Adaptive Weighted Parameter Fusion with CLIP for Class-Incremental Learning
Juncen Guo, Xiaoguang Zhu, Liangyu Teng, Hao Yang, Jing Liu, Yang Liu, Liang Song
TL;DR
This work tackles catastrophic forgetting in class-incremental learning by leveraging a frozen CLIP backbone augmented with an adaptive parameter module. It introduces a stacking-based low-rank parameter fusion to integrate task-specific knowledge, controlled by a dynamic balance factor derived from MMD and LDA to balance distribution alignment and class separability. Empirical results on CIFAR100 and ImageNet100 show state-of-the-art performance, with strong stability-plasticity trade-offs and robust handling of distribution shifts across tasks. The approach preserves effective information in the parameter matrices while enabling efficient adaptation to new classes, offering practical benefits for multimodal, open-world incremental learning scenarios.
Abstract
Class-incremental Learning (CIL) enables the model to incrementally absorb knowledge from new classes and build a generic classifier across all previously encountered classes. When the model optimizes with new classes, the knowledge of previous classes is inevitably erased, leading to catastrophic forgetting. Addressing this challenge requires making a trade-off between retaining old knowledge and accommodating new information. However, this balancing process often requires sacrificing some information, which can lead to a partial loss in the model's ability to discriminate between classes.
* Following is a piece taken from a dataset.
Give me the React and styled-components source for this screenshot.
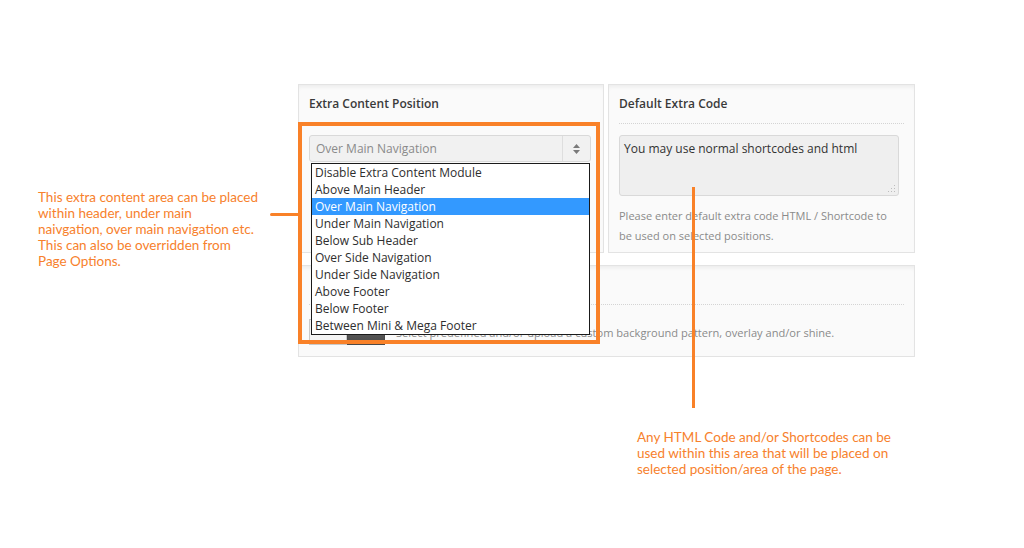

To tackle this issue, we design the adaptive weighted parameter fusion with Contrastive Language-Image Pre-training (CLIP), which not only takes into account the variability of the data distribution of different tasks, but also retains all the effective information of the parameter matrix to the greatest extent. In addition, we introduce a balance factor that can balance the data distribution alignment and distinguishability of adjacent tasks. Experimental results on several traditional benchmarks validate the superiority of the proposed method.